The research that prompted me to pick this for a newsletter was this: a step towards solar fuels out of thin air
It's a new wafer-thin (picture at the very top of this newsletter) product that does something a little bit different. It's not using a photosynthesis-style process that captures carbon and is fed with liquid water, it's basically moisture farming for hydrogen.
That's interesting, especially as a passive process that uses air moisture. Here in dank, January London I reckon stringing a few of these up in my lounge might be pretty useful. On the other hand there is a problem, which is that if moisture in the air can reach the semiconductor coating then hydrogen, famously extremely difficult to contain, can definitely get away from it.
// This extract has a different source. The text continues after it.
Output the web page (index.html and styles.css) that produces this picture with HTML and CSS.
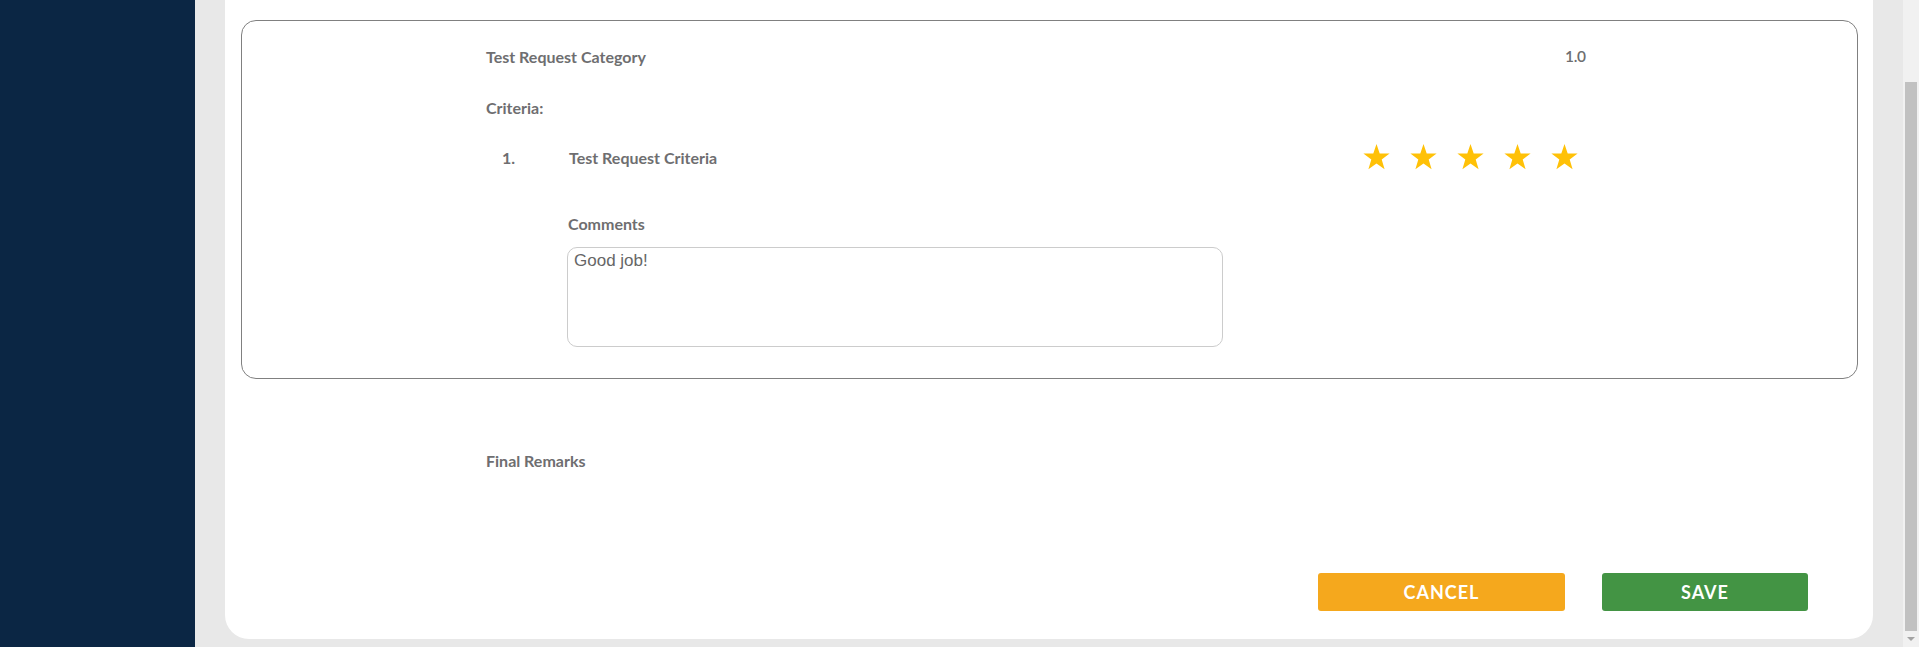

So the process can only happen in sealed containers, so far at least.
That doesn't mean it's totally naff and it could be a very interesting way of producing green hydrogen from a solar source that doesn't have the same nonsensical losses as generating hundreds of gWh of solar power only to use it to make hydrogen by electrolysis and end up with a potential 80% (at best) of the energy you'd originally generated. And it seems very likely green hydrogen has some role in future processes, in industry as a natural gas replacement even if it doesn't play a part in transport.
Maybe I'm getting old and curmudgeonly, it is a surprisingly large number birthday all too soon. But there's a bit of me that can't help feeling a bit 'wish Gen X authors would use less blunt metaphors, I'm sure I thought Douglas Copeland was good at one point' about the idea of all these millions being plunged into artificial leaves for this far-distant (and not physically realisable) concept of free, clean fuel out of thin air when right now we could do with more, y'know, actual plants.
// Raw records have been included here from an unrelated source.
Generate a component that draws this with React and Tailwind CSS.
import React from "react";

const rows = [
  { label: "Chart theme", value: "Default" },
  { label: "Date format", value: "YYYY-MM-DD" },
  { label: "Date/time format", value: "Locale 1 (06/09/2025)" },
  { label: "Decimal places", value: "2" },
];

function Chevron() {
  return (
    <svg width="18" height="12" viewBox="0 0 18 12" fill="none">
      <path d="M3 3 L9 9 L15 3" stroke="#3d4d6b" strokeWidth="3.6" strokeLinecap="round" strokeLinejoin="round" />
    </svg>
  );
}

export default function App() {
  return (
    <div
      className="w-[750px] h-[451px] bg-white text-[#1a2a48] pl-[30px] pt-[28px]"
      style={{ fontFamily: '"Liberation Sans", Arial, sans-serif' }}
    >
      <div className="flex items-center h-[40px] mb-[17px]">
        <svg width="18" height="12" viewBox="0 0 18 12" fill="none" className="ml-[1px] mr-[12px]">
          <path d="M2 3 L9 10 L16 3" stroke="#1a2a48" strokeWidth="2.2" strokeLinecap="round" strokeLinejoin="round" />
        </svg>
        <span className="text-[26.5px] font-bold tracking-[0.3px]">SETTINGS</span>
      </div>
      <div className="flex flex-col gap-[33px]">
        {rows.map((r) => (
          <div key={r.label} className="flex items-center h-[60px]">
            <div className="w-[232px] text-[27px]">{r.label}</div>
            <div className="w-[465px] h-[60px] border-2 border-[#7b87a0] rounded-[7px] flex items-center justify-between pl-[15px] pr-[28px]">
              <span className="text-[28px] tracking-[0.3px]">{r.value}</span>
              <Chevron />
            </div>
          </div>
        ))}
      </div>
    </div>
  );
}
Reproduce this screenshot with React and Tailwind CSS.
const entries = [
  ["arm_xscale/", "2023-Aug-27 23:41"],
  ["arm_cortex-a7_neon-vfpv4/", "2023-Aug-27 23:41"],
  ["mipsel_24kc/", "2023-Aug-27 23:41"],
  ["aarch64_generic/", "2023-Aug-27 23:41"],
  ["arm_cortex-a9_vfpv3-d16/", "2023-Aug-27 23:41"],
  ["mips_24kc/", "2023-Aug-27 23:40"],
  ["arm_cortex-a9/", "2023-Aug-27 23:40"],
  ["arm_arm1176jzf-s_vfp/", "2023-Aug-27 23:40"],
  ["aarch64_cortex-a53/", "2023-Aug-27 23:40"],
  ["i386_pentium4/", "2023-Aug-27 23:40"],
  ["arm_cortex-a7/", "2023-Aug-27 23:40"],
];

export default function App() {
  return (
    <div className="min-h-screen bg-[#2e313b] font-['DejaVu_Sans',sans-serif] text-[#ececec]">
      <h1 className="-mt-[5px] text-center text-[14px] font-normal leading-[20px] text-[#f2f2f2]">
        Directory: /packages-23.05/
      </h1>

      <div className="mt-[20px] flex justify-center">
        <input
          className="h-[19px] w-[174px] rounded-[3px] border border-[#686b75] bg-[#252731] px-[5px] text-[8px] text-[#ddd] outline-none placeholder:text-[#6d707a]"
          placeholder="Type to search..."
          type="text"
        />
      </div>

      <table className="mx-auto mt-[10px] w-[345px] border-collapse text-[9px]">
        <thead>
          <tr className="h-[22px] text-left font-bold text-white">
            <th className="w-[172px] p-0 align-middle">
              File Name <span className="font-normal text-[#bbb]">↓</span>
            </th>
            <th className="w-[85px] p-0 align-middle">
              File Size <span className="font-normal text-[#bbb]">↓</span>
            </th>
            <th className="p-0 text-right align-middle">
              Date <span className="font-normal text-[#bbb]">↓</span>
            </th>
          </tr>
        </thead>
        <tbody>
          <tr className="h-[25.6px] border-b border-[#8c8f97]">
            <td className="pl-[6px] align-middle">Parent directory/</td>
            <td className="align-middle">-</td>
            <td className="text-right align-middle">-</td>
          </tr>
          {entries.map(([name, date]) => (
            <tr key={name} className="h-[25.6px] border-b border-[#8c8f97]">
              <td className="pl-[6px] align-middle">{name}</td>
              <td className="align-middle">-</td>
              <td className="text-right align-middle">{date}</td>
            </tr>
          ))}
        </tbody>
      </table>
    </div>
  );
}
To end this on a different note (well, maybe the same note but whatever, it's where my brain's gone) I've been watching a lot of Alexis Dahl's excellent content about Michigan and was wondering when I'd come across something about the auto industry. If you're interested in cars, this video about how Ford and GM razed the Michigan forest to build Detroit and the nascent automotive industry is well. It's a more blunt lens on 'cars vs trees' than you might normally see but still, a worthwhile bit of history to learn.
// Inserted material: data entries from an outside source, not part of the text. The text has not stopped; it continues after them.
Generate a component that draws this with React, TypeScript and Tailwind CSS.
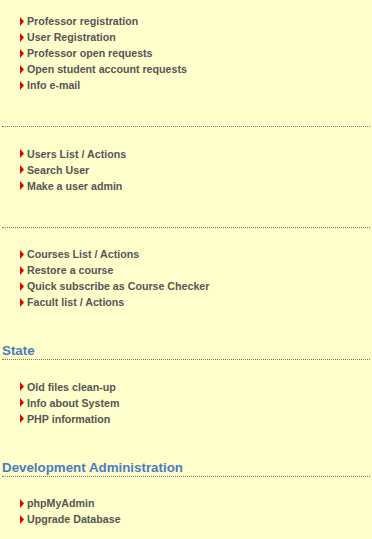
const sections: { title: string; items: string[] }[] = [
  {
    title: '',
    items: [
      'Professor registration',
      'User Registration',
      'Professor open requests',
      'Open student account requests',
      'Info e-mail',
    ],
  },
  {
    title: '',
    items: ['Users List / Actions', 'Search User', 'Make a user admin'],
  },
  {
    title: '',
    items: [
      'Courses List / Actions',
      'Restore a course',
      'Quick subscribe as Course Checker',
      'Facult list / Actions',
    ],
  },
  {
    title: 'State',
    items: ['Old files clean-up', 'Info about System', 'PHP information'],
  },
  {
    title: 'Development Administration',
    items: ['phpMyAdmin', 'Upgrade Database'],
  },
];

function Arrow() {
  return (
    <svg width="4" height="9" viewBox="0 0 4 9" className="shrink-0">
      <polygon points="0,0 4,4.5 0,9" fill="#e00000" />
    </svg>
  );
}

function LinkList({ items }: { items: string[] }) {
  return (
    <ul className="pl-[18px]">
      {items.map((item) => (
        <li key={item} className="flex h-4 items-center gap-[3px]">
          <Arrow />
          <a className="text-[10.67px] font-bold leading-4 text-[#555555]">{item}</a>
        </li>
      ))}
    </ul>
  );
}

export default function App() {
  return (
    <div
      className="min-h-[539px] w-full bg-[#ffffcc] px-[2px] pt-[13px]"
      style={{ fontFamily: '"Liberation Sans", Arial, sans-serif' }}
    >
      {sections.map((section, i) => (
        <div key={i}>
          {i > 0 &&
            (section.title ? (
              <h3 className="mt-[32.2px] mb-[18.4px] border-b border-dotted border-[#777777] pt-[1px] text-[13.33px] font-bold leading-4 text-[#4a7cc4]">
                {section.title}
              </h3>
            ) : (
              <hr className="mt-[33.2px] mb-[18.4px] border-0 border-b border-dotted border-[#777777]" />
            ))}
          <LinkList items={section.items} />
        </div>
      ))}
    </div>
  );
}
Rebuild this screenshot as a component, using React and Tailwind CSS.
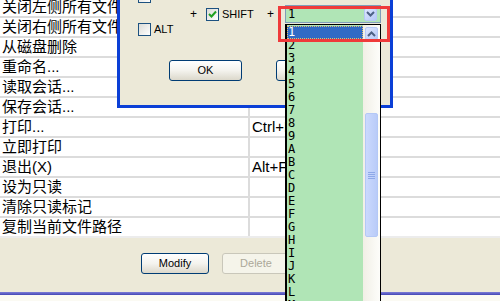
import React from 'react';

const rows = [
    ['关闭左侧所有文件', ''],
    ['关闭右侧所有文件', ''],
    ['从磁盘删除', ''],
    ['重命名...', ''],
    ['读取会话...', ''],
    ['保存会话...', ''],
    ['打印...', 'Ctrl+P'],
    ['立即打印', ''],
    ['退出(X)', 'Alt+F4'],
    ['设为只读', ''],
    ['清除只读标记', ''],
    ['复制当前文件路径', ''],
];

const keys = ['1', '2', '3', '4', '5', '6', '7', '8', '9', 'A', 'B', 'C', 'D', 'E', 'F', 'G', 'H', 'I', 'J', 'K', 'L', 'M'];

const CheckBox = ({ checked }) => (
    <div className="w-[13px] h-[13px] shrink-0 border border-[#1c5180] bg-linear-to-br from-[#dcdcd7] to-[#ffffff] flex items-center justify-center">
        {checked && (
            <svg width="9" height="9" viewBox="0 0 9 9">
                <path d="M1 4 L3.5 6.5 L8 1.5" stroke="#21a121" strokeWidth="2" fill="none" />
            </svg>
        )}
    </div>
);

const XpButton = ({ label, disabled, className = '' }) => (
    <div
        className={`h-[21px] rounded-[3px] border flex items-center justify-center text-[11px] ${
            disabled
                ? 'border-[#c9c7ba] bg-[#f5f4ea] text-[#aca899]'
                : 'border-[#003c74] bg-linear-to-b from-[#ffffff] via-[#f4f3ee] to-[#dcd8cb] text-black'
        } ${className}`}
    >
        {label}
    </div>
);

const Chevron = ({ up }) => (
    <svg width="9" height="6" viewBox="0 0 9 6">
        <path d={up ? 'M1 5 L4.5 1.5 L8 5' : 'M1 1 L4.5 4.5 L8 1'} stroke="#4d6185" strokeWidth="2" fill="none" />
    </svg>
);

const ArrowBtn = ({ up }) => (
    <div className="w-[13px] h-[13px] rounded-[2px] border border-[#b7c9f5] bg-linear-to-br from-[#dde6fe] to-[#b6c9f7] flex items-center justify-center">
        <Chevron up={up} />
    </div>
);

export default function App() {
    return (
        <div className="relative w-[500px] h-[301px] overflow-hidden bg-white" style={{ fontFamily: '"Liberation Sans", "Noto Sans CJK SC", sans-serif' }}>
            {/* table behind */}
            <div className="-mt-[2px] flex flex-col">
                {rows.map(([name, key], i) => (
                    <div
                        key={i}
                        className={`h-[20px] flex border-b-2 ${i === rows.length - 1 ? 'border-[#ececec]' : 'border-[#dcdcdc]'}`}
                    >
                        <div className="w-[248px] pl-[2px] text-[15px] leading-[18px] text-black whitespace-nowrap">{name}</div>
                        <div className="w-[2px] bg-[#dcdcdc]" />
                        <div className="flex-1 pl-[2px] text-[15px] leading-[18px] text-black">{key}</div>
                    </div>
                ))}
                <div className="h-[54px] bg-[#ece9d8] flex pt-[15px] pl-[141px] gap-[13px]">
                    <XpButton label="Modify" className="w-[68px]" />
                    <XpButton label="Delete" disabled className="w-[68px]" />
                </div>
                <div className="h-[3px] bg-linear-to-b from-[#7e7ed8] to-[#4545b4]" />
                <div className="h-[10px] bg-[#fbfaf3]" />
            </div>

            {/* shortcut dialog */}
            <div className="absolute left-[117px] top-0 w-[276px] h-[108px] bg-[#ece9d8] border-x-[3px] border-b-[3px] border-[#0b3fd6] text-[11px] text-black">
                <div className="-mt-[10px] pl-[18px]">
                    <CheckBox />
                </div>
                <div className="mt-[2px] h-[18px] flex items-center pl-[70px]">
                    <span className="w-[16px] text-[12px]">+</span>
                    <CheckBox checked />
                    <span className="ml-[3px] w-[45px]">SHIFT</span>
                    <span className="w-[18px] text-[12px]">+</span>
                    <div className="w-[96px] h-[18px] border border-[#7f9db9] bg-[#b0e5b6] flex items-center justify-between pl-[2px] pr-[3px]">
                        <span className="font-['DejaVu_Sans_Mono'] text-[12px]">1</span>
                        <ArrowBtn />
                    </div>
                </div>
                <div className="h-[13px] flex items-center pl-[18px]">
                    <CheckBox />
                    <span className="ml-[3px]">ALT</span>
                </div>
                <div className="mt-[24px] flex pl-[49px] gap-[34px]">
                    <XpButton label="OK" className="w-[73px]" />
                    <XpButton label="Cancel" className="w-[73px]" />
                </div>
            </div>

            {/* dropped list */}
            <div className="absolute left-[285px] top-[24px] w-[96px] h-[290px] border-l-2 border-r border-t border-black flex">
                <div className="flex-1 bg-[#b0e5b6] pt-[1px] font-['DejaVu_Sans_Mono'] text-[12px] text-black">
                    {keys.map((k, i) => (
                        <div
                            key={k}
                            className={`h-[13px] leading-[13px] pl-[1px] ${
                                i === 0 ? 'bg-[#316ac5] text-white outline-1 outline-dotted outline-[#e0c070] -outline-offset-1' : ''
                            }`}
                        >
                            {k}
                        </div>
                    ))}
                </div>
                <div className="w-[17px] bg-linear-to-r from-[#f1efe6] to-[#fdfdfa] flex flex-col items-center pt-[2px]">
                    <ArrowBtn up />
                    <div className="mt-[73px] w-[13px] h-[124px] rounded-[2px] border border-[#b4c8f6] bg-linear-to-r from-[#cbd9fd] to-[#b9cbf8] flex flex-col items-center justify-center gap-[1px]">
                        <div className="w-[7px] h-[1px] bg-[#8ea8e8]" />
                        <div className="w-[7px] h-[1px] bg-[#8ea8e8]" />
                        <div className="w-[7px] h-[1px] bg-[#8ea8e8]" />
                        <div className="w-[7px] h-[1px] bg-[#8ea8e8]" />
                    </div>
                </div>
            </div>

            {/* highlight */}
            <div className="absolute left-[278px] top-[6px] w-[112px] h-[36px] border-[3px] border-[#ef3a3a]" />
        </div>
    );
}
Anyway. I don't know if there's a miracle cure in engineering the trees we've lost. It feels sad to think of doing that - maybe it could be our short term fix, a time-buying carbon sink to give us (and plants) space to gasp a breath through the smog. But like everything miraculous, fuels out of thin air is a phrase that can't be resisted and shouldn't be believed.
See you next week
Hazel
x
*This isn't totally true because glucose very much is a fuel. And actually something very promising is that glycerin can be used to run diesel engines with virtually no conversion needed - Formula E used to do this with Aquafuel, made out of brine-farmed algae. All of that seems to have gone away in favour of hydrogen discussions in the past half-decade or so, which is unfortunate because it's the more readily available and scalable solution, as things stand with hydrogen production efficiency and storage challenges.
**Except for a bunch of freaky plants like the amorphophallus corpse flower which grows this weird ass green tree thing in its first phase which is actually just one leaf and honestly. That thing is fucked up. But maybe fucked up and stinking of rotting flesh is where we're at right now so who am I to rule it out.